Éric – Tu es né pauvre et j’ai l’impression que tu n’as pas vécu cette ascension. Fils de pauvre, pauvre toi-même, pauvre culturellement pendant longtemps, ouvrier, militant communiste puis syndicaliste, tu n’as pas vécu dans ta jeunesse une vie de bourgeois. Tu ne l’auras jamais cherchée, cette ascension sociale ?
Salah – Je n’ai pas la sève d’être bourgeois. Je n’avais pas le temps pour désirer ça. Mais j’ai du goût pour l’art et la beauté, ce qui est bien plus important à mes yeux.
Éric – Ton parcours, socialement, est horizontal ; culturellement, il est exponentiel.
Salah – Mes moyens matériels sont limités, il est vrai. Je dépense ce que je gagne, mais ne suis pas matérialiste. Je n’aime pas la propriété privée. C’est grâce à Isabelle qui est médecin mais n’est pas une bourgeoise dans l’âme que je vis tout de même confortablement. Je ne suis plus pauvre depuis que je vis en France. Quand j’ai de l’argent, j’aide. Je donne, c’est le côté noble de mes origines pauvres.
Éric – Tu es grand seigneur. Tu es pauvre, grand seigneur ! Poète et écrivain, comment travailles-tu ?

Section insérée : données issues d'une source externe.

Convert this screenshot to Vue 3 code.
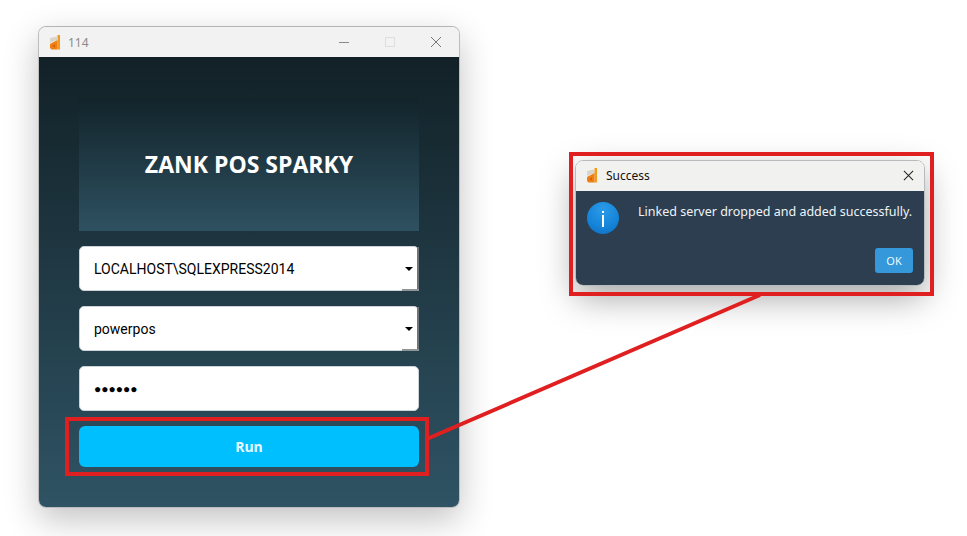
<script setup>
const fields = [
  { text: 'LOCALHOST\\SQLEXPRESS2014', combo: true },
  { text: 'powerpos', combo: true },
  { text: '●●●●●●', combo: false },
];
</script>

<template>
  <div class="desktop">
    <!-- login window -->
    <div class="window login">
      <div class="titlebar">
        <svg class="app-icon" viewBox="0 0 12 15">
          <path d="M1 3 L8 1.5 L8 5 L1 8 Z" fill="#d9d5cd" />
          <path d="M8.5 0 L11 0 L11 14.5 L8.5 14.5 Z" fill="#f29a1c" />
          <path d="M1 9 L8.5 5 L8.5 14.5 L2.5 14.5 L1 13 Z" fill="#ee7f12" />
          <path d="M3 11 L6 9.5 L6 12.5 Z" fill="#d85a0a" />
        </svg>
        <span class="title">114</span>
        <div class="controls">
          <svg viewBox="0 0 12 12" class="ctl min"><path d="M1 6.5 H11" stroke="#8a8a8a" fill="none" /></svg>
          <svg viewBox="0 0 12 12" class="ctl max"><rect x="1.5" y="1.5" width="9" height="9" stroke="#dedede" fill="none" /></svg>
          <svg viewBox="0 0 12 12" class="ctl close"><path d="M1 1 L11 11 M11 1 L1 11" stroke="#777" fill="none" /></svg>
        </div>
      </div>
      <div class="login-body">
        <div class="banner"><h1>ZANK POS SPARKY</h1></div>
        <div v-for="f in fields" :key="f.text" class="field" :class="{ pass: !f.combo }">
          <span>{{ f.text }}</span>
          <template v-if="f.combo">
            <i class="arrow"></i>
            <i class="edge-right"></i>
            <i class="edge-bottom"></i>
          </template>
        </div>
        <button class="run">Run</button>
      </div>
    </div>

    <!-- success dialog -->
    <div class="window dialog">
      <div class="titlebar dlg-bar">
        <svg class="app-icon" viewBox="0 0 12 15">
          <path d="M1 3 L8 1.5 L8 5 L1 8 Z" fill="#d9d5cd" />
          <path d="M8.5 0 L11 0 L11 14.5 L8.5 14.5 Z" fill="#f29a1c" />
          <path d="M1 9 L8.5 5 L8.5 14.5 L2.5 14.5 L1 13 Z" fill="#ee7f12" />
          <path d="M3 11 L6 9.5 L6 12.5 Z" fill="#d85a0a" />
        </svg>
        <span class="dlg-title">Success</span>
        <svg viewBox="0 0 12 12" class="dlg-close"><path d="M1 1 L11 11 M11 1 L1 11" stroke="#222" stroke-width="1.1" fill="none" /></svg>
      </div>
      <div class="dlg-body">
        <div class="dlg-row">
          <div class="info"><span class="info-dot"></span><span class="info-bar"></span></div>
          <p>Linked server dropped and added successfully.</p>
        </div>
        <div class="dlg-actions"><button class="ok">OK</button></div>
      </div>
    </div>

    <!-- red annotations -->
    <div class="mark mark-run"></div>
    <div class="mark mark-dialog"></div>
    <svg class="connector" width="967" height="536">
      <line x1="428" y1="438.5" x2="760" y2="295" stroke="#e02020" stroke-width="4" />
    </svg>
  </div>
</template>

<style scoped>
.desktop {
  position: relative;
  width: 967px;
  height: 536px;
  background: #fff;
  overflow: hidden;
  font-family: "Open Sans", "Noto Sans", sans-serif;
}
.window {
  position: absolute;
  box-sizing: border-box;
  display: flex;
  flex-direction: column;
  overflow: hidden;
}
.login {
  left: 38px;
  top: 26px;
  width: 422px;
  height: 482px;
  border: 1px solid #bdbdbd;
  border-top-color: #b4b4b4;
  border-radius: 8px;
  box-shadow: 0 12px 34px rgba(0, 0, 0, 0.24);
}
.titlebar {
  display: flex;
  align-items: center;
  flex: none;
  height: 30px;
  background: #f2f2f2;
}
.app-icon {
  width: 12px;
  height: 15px;
  margin-left: 10px;
  flex: none;
}
.title {
  margin-left: 7px;
  font-size: 12px;
  color: #8b8b8b;
  font-family: "Noto Sans", sans-serif;
}
.controls {
  margin-left: auto;
  display: flex;
  align-items: center;
  gap: 34px;
  padding-right: 17px;
}
.ctl {
  width: 12px;
  height: 12px;
  display: block;
}
.login-body {
  flex: 1;
  box-sizing: border-box;
  padding: 40px 40px 0;
  display: flex;
  flex-direction: column;
  gap: 15px;
  background: linear-gradient(180deg, #122127 0%, #2f5364 100%);
}
.banner {
  height: 134px;
  flex: none;
  display: flex;
  align-items: center;
  justify-content: center;
  background: linear-gradient(180deg, #12232a 0%, #2e5161 100%);
}
.banner h1 {
  margin: 0;
  font-family: "Open Sans", sans-serif;
  font-size: 23px;
  font-weight: 700;
  color: #fff;
}
.field {
  position: relative;
  box-sizing: border-box;
  height: 45px;
  flex: none;
  display: flex;
  align-items: center;
  padding-left: 14px;
  background: #fff;
  border-radius: 5px;
  color: #000;
  font-family: Roboto, sans-serif;
  font-size: 14px;
  border: 1px solid #cdd3d6;
}
.field.pass {
  font-size: 12px;
  letter-spacing: 0;
}
.arrow {
  position: absolute;
  right: 5px;
  top: 20px;
  width: 0;
  height: 0;
  border-left: 4px solid transparent;
  border-right: 4px solid transparent;
  border-top: 4px solid #000;
}
.edge-right {
  position: absolute;
  right: -1px;
  top: 0;
  bottom: -1px;
  width: 2px;
  background: #6f7477;
}
.edge-bottom {
  position: absolute;
  right: -1px;
  bottom: -1px;
  width: 17px;
  height: 2px;
  background: #8f9497;
}
.run {
  height: 41px;
  flex: none;
  border: none;
  border-radius: 6px;
  background: #00bfff;
  color: #e8fbff;
  font-family: "Open Sans", sans-serif;
  font-size: 14px;
  font-weight: 700;
}
.dialog {
  left: 575px;
  top: 160px;
  width: 350px;
  height: 126px;
  border: 1px solid #b9bcbe;
  border-radius: 8px;
  box-shadow: 0 12px 34px rgba(0, 0, 0, 0.35);
}
.dlg-bar {
  height: 30px;
  background: #f1f2f0;
  padding-bottom: 2px;
  box-sizing: border-box;
}
.dlg-title {
  margin-left: 8px;
  font-size: 12px;
  color: #111;
  font-family: "Noto Sans", sans-serif;
}
.dlg-close {
  width: 11px;
  height: 11px;
  margin-left: auto;
  margin-right: 10px;
}
.dlg-body {
  flex: 1;
  box-sizing: border-box;
  background: #2c3e50;
  padding: 11px 11px 12px 11px;
  display: flex;
  flex-direction: column;
  justify-content: space-between;
}
.dlg-row {
  display: flex;
  align-items: flex-start;
  gap: 19px;
}
.info {
  position: relative;
  width: 32px;
  height: 32px;
  flex: none;
  border-radius: 50%;
  background: radial-gradient(circle at 50% 25%, #2a9be8 0%, #1583d8 60%, #0f6cbc 100%);
}
.info-dot {
  position: absolute;
  left: 15px;
  top: 9px;
  width: 2px;
  height: 2px;
  background: #fff;
}
.info-bar {
  position: absolute;
  left: 15px;
  top: 13px;
  width: 2px;
  height: 12px;
  background: #fff;
}
.dlg-row p {
  margin: 1px 0 0;
  font-family: "Noto Sans", sans-serif;
  font-size: 12.5px;
  line-height: 18px;
  color: #f0f3f5;
  white-space: nowrap;
}
.dlg-actions {
  display: flex;
  justify-content: flex-end;
}
.ok {
  width: 38px;
  height: 25px;
  border: none;
  border-radius: 3px;
  background: #3498db;
  color: #eef7fd;
  font-family: "Noto Sans", sans-serif;
  font-size: 11px;
  padding: 0;
}
.mark {
  position: absolute;
  box-sizing: border-box;
  border: 4px solid #e02020;
}
.mark-run {
  left: 65px;
  top: 417px;
  width: 364px;
  height: 59px;
}
.mark-dialog {
  left: 569px;
  top: 152px;
  width: 365px;
  height: 144px;
}
.connector {
  position: absolute;
  left: 0;
  top: 0;
  pointer-events: none;
}
</style>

Salah – Être brancardier, travailler la nuit ne prédispose pas à la méditation. Je ne cherche pas à contempler, je contemple. Je n’ai pas les rituels que beaucoup d’écrivains possèdent. J’écris ou je n’écris pas. Souvent on me demande « quel est votre projet en cours? ». Je ne comprends pas ce qu’est un projet. J’écris beaucoup et pourtant je considère que je n’ai pas de projet au sens restreint. Ou bien c’est un projet sans limites. Serait-ce lié au fait que je ne n’aime pas la rationalité ? Cela me bloque. Je me jette sur le terrain de l’écriture avec ouverture sur l’imprévu. Je n’ai pas d’exemple à suivre. Au départ je n’ai eu personne comme modèle, ni familial, ni religieux. Ensuite il y a eu Albert Camus. Il n’y a pas mieux pour moi. Ni Rimbaud, ni Baudelaire, ni Sartre, ni Kafka, ni même Rilke avec sa Lettre à un jeune poète. C’est tout cela qui est ma culture et que j’ai acquis en France. Mais Camus, oui, c’est un grand frère dans la peine. Pourquoi ?
Éric – C’est un fils du peuple.
Salah – C’est un pauvre ! Il s’adresse à un autre pauvre, et ce pauvre, c’est moi. Sa mère était analphabète. La mienne aussi. J’écris pour des gens qui ne lisent pas. Lui aussi. Bien entendu, je ne vais pas m’approprier l’histoire de Camus qui est une personne immense. Mais sa vie me touche. Il a eu peur de retourner en Algérie. Moi, je ne pouvais pas retourner en Irak. Un autre point commun, Camus était entouré de femmes, moi aussi. Ce sont les femmes qui m’ont fait avancer dans la vie et dans la société française.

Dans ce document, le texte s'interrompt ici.